Une vingtaine de jours plus tard, le virus se met en route: acte II. Plus de 25 000 personnes «aiment ça» – leur cœur «palpite», disent-ils. Près du double le partage, tous émus et indignés par l’image et le texte qui l’accompagne où, selon la photographe, la fonte des glaces rendrait la chasse aux phoques de plus en plus difficile. «Oh God that’s heart breaking», s’exclame une internaute. Le reste à l’avenant: nous, méchants humains avec nos émissions de CO2, sommes responsables du martyre de nos frères de la création.
Le spécialiste en scène
Acte III: certains enquêteurs s’aperçoivent que Ian Stirling, de Polar Bears International, professeur de biologie émérite à l’Université de l’Alberta, au Canada, s’est déjà exprimé à ce sujet dans le National Post le 15 janvier dernier, avec un titre explicite: «Faux polar bear figures». Il y critique sévèrement cette manière biaisée de présenter les problèmes: il faut être prudent, dit-il, lorsqu’on blâme le changement climatique en regardant une photo. Selon lui, il se peut que la femelle soit malade, affamée ou encore blessée, ce qui semble plausible à la vue de sa patte arrière gauche.

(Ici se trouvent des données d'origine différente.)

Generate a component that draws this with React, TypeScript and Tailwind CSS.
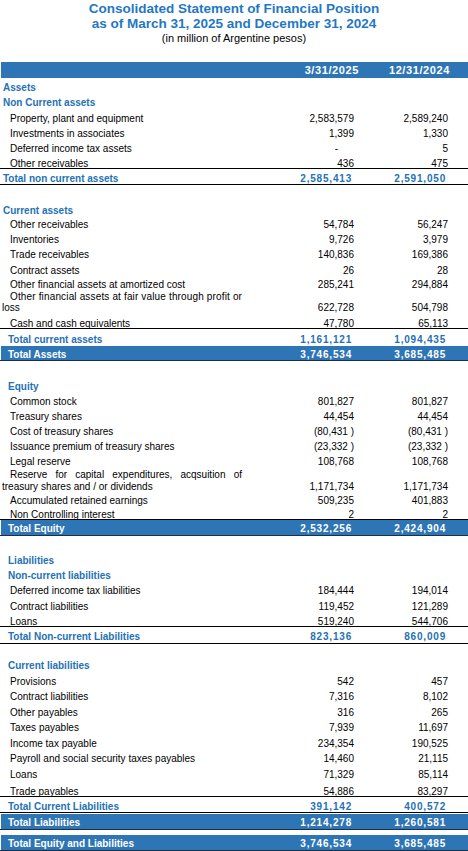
import React from 'react';

const font = "font-['Liberation_Sans',Arial,sans-serif]";

type ItemProps = { label: string; a: string; b: string; h: string };

function Item({ label, a, b, h }: ItemProps) {
  return (
    <div className={`flex items-end ${h} pr-[20px] text-[10px] leading-[8px] text-black`}>
      <div className="flex-1 whitespace-nowrap pl-[10px]">{label}</div>
      <div className="w-[94px] text-right">{a}</div>
      <div className="w-[94px] text-right">{b}</div>
    </div>
  );
}

function Heading({ label, h, pl }: { label: string; h: string; pl: string }) {
  return (
    <div className={`flex items-end ${h} ${pl} text-[10px] leading-[8px] font-bold text-[#2471b5]`}>
      {label}
    </div>
  );
}

function Bar({ label, a, b, h }: { label: string; a: string; b: string; h: string }) {
  return (
    <div className={`ml-[1px] flex items-center ${h} bg-[#2e75b6] pt-[2px] pr-[22px] text-[10px] font-bold text-white`}>
      <div className="flex-1 pl-[7px]">{label}</div>
      <div className="w-[94px] text-right tracking-[0.8px]">{a}</div>
      <div className="w-[94px] text-right tracking-[0.8px]">{b}</div>
    </div>
  );
}

export default function App() {
  return (
    <div className={`${font} w-[468px] bg-white`}>
      {/* Title */}
      <div className="pt-[1px] text-center text-[13.5px] leading-[15px] font-bold text-[#1f78c4]">
        <div>Consolidated Statement of Financial Position</div>
        <div>as of March 31, 2025 and December 31, 2024</div>
      </div>
      <div className="mt-[1px] text-center text-[11px] leading-[13px] text-black">(in million of Argentine pesos)</div>

      {/* Column header */}
      <div className="mt-[17px] ml-[1px] flex h-[16px] items-center bg-[#2e75b6] pr-[18px] text-[11px] font-bold tracking-[0.6px] text-white">
        <div className="flex-1"></div>
        <div className="w-[91px] text-right">3/31/2025</div>
        <div className="w-[91px] text-right">12/31/2024</div>
      </div>

      {/* Assets */}
      <Heading label="Assets" h="h-[14px]" pl="pl-[3px]" />
      <Heading label="Non Current assets" h="h-[15px]" pl="pl-[3px]" />
      <Item label="Property, plant and equipment" a="2,583,579" b="2,589,240" h="h-[16px]" />
      <Item label="Investments in associates" a="1,399" b="1,330" h="h-[15px]" />
      <div className="flex h-[15px] items-end pr-[20px] text-[10px] leading-[8px] text-black">
        <div className="flex-1 pl-[10px]">Deferred income tax assets</div>
        <div className="w-[94px] pr-[16px] text-right">-</div>
        <div className="w-[94px] text-right">5</div>
      </div>
      <Item label="Other receivables" a="436" b="475" h="h-[15px]" />
      <div className="flex h-[17px] items-end border-y border-black pr-[22px] pb-[1px] text-[10px] leading-[8px] font-bold text-[#2471b5]">
        <div className="flex-1 pl-[3px]">Total non current assets</div>
        <div className="w-[94px] text-right tracking-[0.8px]">2,585,413</div>
        <div className="w-[94px] text-right tracking-[0.8px]">2,591,050</div>
      </div>

      <div className="h-[15px]"></div>
      <Heading label="Current assets" h="h-[15px]" pl="pl-[3px]" />
      <Item label="Other receivables" a="54,784" b="56,247" h="h-[14px]" />
      <Item label="Inventories" a="9,726" b="3,979" h="h-[15px]" />
      <Item label="Trade receivables" a="140,836" b="169,386" h="h-[15px]" />
      <Item label="Contract assets" a="26" b="28" h="h-[16px]" />
      <Item label="Other financial assets at amortized cost" a="285,241" b="294,884" h="h-[14px]" />
      <div className="flex h-[24px] items-end pr-[20px] text-[10px] leading-[11px] text-black">
        <div className="flex-1 whitespace-nowrap pl-[2px]">
          <div className="pl-[8px] tracking-[0.15px]">Other financial assets at fair value through profit or</div>
          <div>loss</div>
        </div>
        <div className="w-[94px] text-right">622,728</div>
        <div className="w-[94px] text-right">504,798</div>
      </div>
      <Item label="Cash and cash equivalents" a="47,780" b="65,113" h="h-[15px]" />
      <div className="flex h-[18px] items-end border-t border-black pr-[22px] pb-[2px] text-[10px] leading-[8px] font-bold text-[#2471b5]">
        <div className="flex-1 pl-[8px]">Total current assets</div>
        <div className="w-[94px] text-right tracking-[0.8px]">1,161,121</div>
        <div className="w-[94px] text-right tracking-[0.8px]">1,094,435</div>
      </div>
      <div className="border-b border-[#1c2f45]">
        <Bar label="Total Assets" a="3,746,534" b="3,685,485" h="h-[14px]" />
      </div>

      {/* Equity */}
      <div className="h-[15px]"></div>
      <Heading label="Equity" h="h-[15px]" pl="pl-[8px]" />
      <Item label="Common stock" a="801,827" b="801,827" h="h-[15px]" />
      <Item label="Treasury shares" a="44,454" b="44,454" h="h-[15px]" />
      <Item label="Cost of treasury shares" a="(80,431 )" b="(80,431 )" h="h-[15px]" />
      <Item label="Issuance premium of treasury shares" a="(23,332 )" b="(23,332 )" h="h-[15px]" />
      <Item label="Legal reserve" a="108,768" b="108,768" h="h-[15px]" />
      <div className="flex h-[27px] items-end pr-[20px] text-[10px] leading-[12px] text-black">
        <div className="flex-1 whitespace-nowrap pl-[2px]">
          <div className="ml-[8px] w-[232px] text-justify [text-align-last:justify]">Reserve for capital expenditures, acqsuition of</div>
          <div>treasury shares and / or dividends</div>
        </div>
        <div className="w-[94px] text-right">1,171,734</div>
        <div className="w-[94px] text-right">1,171,734</div>
      </div>
      <Item label="Accumulated retained earnings" a="509,235" b="401,883" h="h-[12px]" />
      <Item label="Non Controlling interest" a="2" b="2" h="h-[14px]" />
      <div className="border-t border-black border-b border-b-[#1c2f45]">
        <Bar label="Total Equity" a="2,532,256" b="2,424,904" h="h-[15px]" />
      </div>

      {/* Liabilities */}
      <div className="h-[14px]"></div>
      <Heading label="Liabilities" h="h-[15px]" pl="pl-[8px]" />
      <Heading label="Non-current liabilities" h="h-[15px]" pl="pl-[8px]" />
      <Item label="Deferred income tax liabilities" a="184,444" b="194,014" h="h-[15px]" />
      <Item label="Contract liabilities" a="119,452" b="121,289" h="h-[16px]" />
      <Item label="Loans" a="519,240" b="544,706" h="h-[15px]" />
      <div className="flex h-[18px] items-end border-y border-black pr-[22px] pb-[2px] text-[10px] leading-[8px] font-bold text-[#2471b5]">
        <div className="flex-1 pl-[8px]">Total Non-current Liabilities</div>
        <div className="w-[94px] text-right tracking-[0.8px]">823,136</div>
        <div className="w-[94px] text-right tracking-[0.8px]">860,009</div>
      </div>

      <div className="h-[11px]"></div>
      <Heading label="Current liabilities" h="h-[15px]" pl="pl-[8px]" />
      <Item label="Provisions" a="542" b="457" h="h-[16px]" />
      <Item label="Contract liabilities" a="7,316" b="8,102" h="h-[15px]" />
      <Item label="Other payables" a="316" b="265" h="h-[16px]" />
      <Item label="Taxes payables" a="7,939" b="11,697" h="h-[15px]" />
      <Item label="Income tax payable" a="234,354" b="190,525" h="h-[16px]" />
      <Item label="Payroll and social security taxes payables" a="14,460" b="21,115" h="h-[15px]" />
      <Item label="Loans" a="71,329" b="85,114" h="h-[16px]" />
      <Item label="Trade payables" a="54,886" b="83,297" h="h-[17px]" />
      <div className="flex h-[17px] items-end border-y border-black pr-[22px] pb-[1px] text-[10px] leading-[8px] font-bold text-[#2471b5]">
        <div className="flex-1 pl-[8px]">Total Current Liabilities</div>
        <div className="w-[94px] text-right tracking-[0.8px]">391,142</div>
        <div className="w-[94px] text-right tracking-[0.8px]">400,572</div>
      </div>
      <div className="mt-[1px] border-b border-[#1c2f45]">
        <Bar label="Total Liabilities" a="1,214,278" b="1,260,581" h="h-[15px]" />
      </div>
      <div className="mt-[5px] border-b border-[#1c2f45]">
        <Bar label="Total Equity and Liabilities" a="3,746,534" b="3,685,485" h="h-[15px]" />
      </div>
    </div>
  );
}
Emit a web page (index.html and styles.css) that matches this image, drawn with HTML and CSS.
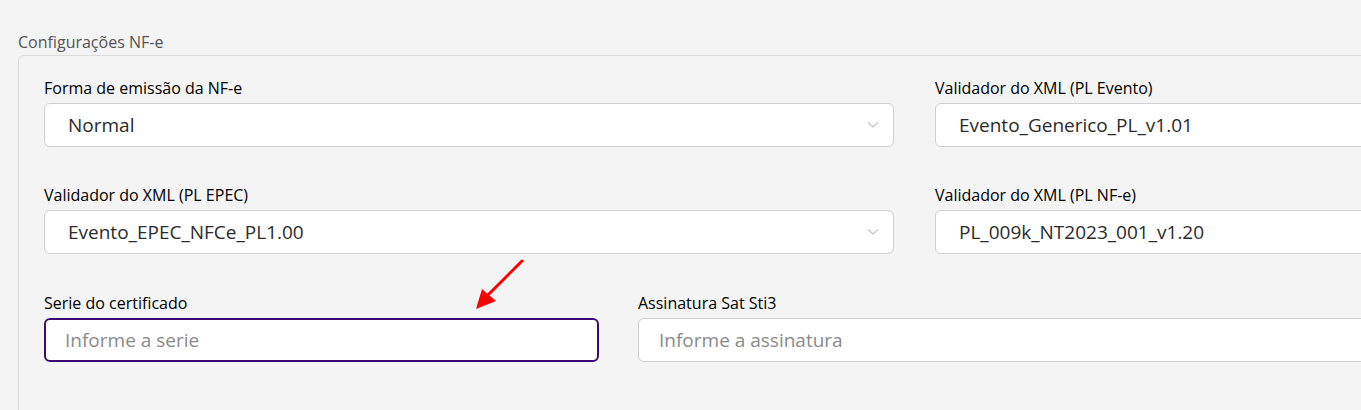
FILE: index.html
```html
<!DOCTYPE html>
<html lang="pt-BR">
<head>
<meta charset="utf-8">
<title>Configurações NF-e</title>
<link rel="stylesheet" href="styles.css">
</head>
<body>
<div class="page">
  <fieldset class="group">
    <legend class="group-title">Configurações NF-e</legend>
    <div class="row row-two">
      <div class="field">
        <label class="label">Forma de emissão da NF-e</label>
        <div class="control select">
          <span class="value">Normal</span>
          <svg class="chev" width="12" height="8" viewBox="0 0 12 8"><path d="M1 1.5 L6 6 L11 1.5" fill="none" stroke="#c4c4c4" stroke-width="1.2"/></svg>
        </div>
      </div>
      <div class="field">
        <label class="label">Validador do XML (PL Evento)</label>
        <div class="control"><span class="value">Evento_Generico_PL_v1.01</span></div>
      </div>
    </div>
    <div class="row row-two">
      <div class="field">
        <label class="label">Validador do XML (PL EPEC)</label>
        <div class="control select">
          <span class="value">Evento_EPEC_NFCe_PL1.00</span>
          <svg class="chev" width="12" height="8" viewBox="0 0 12 8"><path d="M1 1.5 L6 6 L11 1.5" fill="none" stroke="#c4c4c4" stroke-width="1.2"/></svg>
        </div>
      </div>
      <div class="field">
        <label class="label">Validador do XML (PL NF-e)</label>
        <div class="control"><span class="value">PL_009k_NT2023_001_v1.20</span></div>
      </div>
    </div>
    <div class="row row-three">
      <div class="field">
        <label class="label">Serie do certificado</label>
        <div class="control focused"><span class="placeholder">Informe a serie</span></div>
        <svg class="arrow" width="60" height="60" viewBox="0 0 60 60">
          <line x1="54" y1="6" x2="18" y2="42" stroke="#ff0000" stroke-width="3" stroke-linecap="round"/>
          <polygon points="8,54 14,34 28,46" fill="#ff0000"/>
        </svg>
      </div>
      <div class="field">
        <label class="label">Assinatura Sat Sti3</label>
        <div class="control plain"><span class="placeholder">Informe a assinatura</span></div>
      </div>
    </div>
  </fieldset>
</div>
</body>
</html>
```
FILE: styles.css
```css
html, body {
  margin: 0;
  padding: 0;
  background: #f4f4f4;
  overflow: hidden;
}
body {
  width: 1361px;
  height: 410px;
  font-family: "Open Sans", Lato, sans-serif;
  color: #1a1a1a;
}
.page {
  padding: 55px 0 0 18px;
  height: 410px;
  box-sizing: border-box;
  overflow: hidden;
}
.group {
  margin: 0;
  padding: 22px 0 0 25px;
  width: 1900px;
  height: 400px;
  border: 1px solid #dcdcdc;
  border-radius: 6px 0 0 0;
  box-sizing: border-box;
  position: relative;
}
.group-title {
  position: absolute;
  top: -25px;
  left: -1px;
  padding: 0;
  font-size: 16px;
  line-height: 22px;
  color: #555555;
}
.row {
  display: grid;
  margin-bottom: 38px;
}
.row-two {
  grid-template-columns: 850px 850px;
  column-gap: 41px;
}
.row-three {
  margin-top: 39px;
  grid-template-columns: 555px 900px;
  column-gap: 39px;
}
.field {
  display: flex;
  flex-direction: column;
  position: relative;
}
.label {
  font-size: 16px;
  line-height: 21px;
  margin-bottom: 4px;
  color: #000;
}
.control {
  height: 44px;
  box-sizing: border-box;
  background: #ffffff;
  border: 1px solid #cfcfcf;
  border-radius: 6px;
  display: flex;
  align-items: center;
  padding: 0 20px 0 23px;
  font-size: 19px;
}
.control.plain {
  padding-left: 20px;
}
.select {
  justify-content: space-between;
  padding-right: 14px;
}
.value { color: #2b2b2b; }
.placeholder { color: #8a8a8a; }
.control.focused {
  border: 2px solid #3a0b78;
  padding-left: 19px;
}
.arrow {
  position: absolute;
  left: 424px;
  top: -38px;
}
```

Sur le site Mashable, tenant compte du fait que le Svalbard est (encore) un des meilleurs écosystèmes actuels pour ces plantigrades, il soutient que, faute de preuves scientifiques, il a «des yeux pour voir, et un cerveau pour dresser des conclusions». Invité à commenter cette photo, il confirme qu’il est «impossible de lier l’état famélique de l’animal à la fonte de la banquise. Il est peut-être vieux, tout simplement, avec des difficultés pour chasser.»
La charge émotionnelle
Acte IV: le virus ayant contaminé la Toile, il est désormais difficile de le stopper. Dire, cependant, que les ours blancs ne sont pas du tout menacés serait également faux. Ce que le scientifique critique ici, c’est l’usage fait d’une seule image, qu’on pourrait d’ailleurs comparer à celle du petit Aylan récemment échoué, mort, sur une plage turque. Un usage politique, en l’occurrence, pour livrer un message simpliste quelques semaines avant le début de la conférence de Paris sur le climat (COP 21).
De bonne guerre? C’est l’acte V, niché dans le texte de Kerstin Langenberger et du lien de cause à effet qu’elle tire avec sa photo. Laquelle n’apporte aucune preuve, mais suggère un phénomène avec plus d’efficacité qu’une infographie ou une image satellite, qui, elles, sont dénuées de charge émotionnelle. Un ours qui meurt arrache plus de larmes qu’un glacier en fusion ne saura jamais nous en tirer.
«Vivre avec l’ours polaire»: tel est le thème du colloque qui se tiendra en salle 4 de l’Unesco (accès par le 125, av. de Suffren, à Paris, métro Cambronne) les vendredi 25 dès 14h et samedi 26 septembre dès 9h. Entrée libre.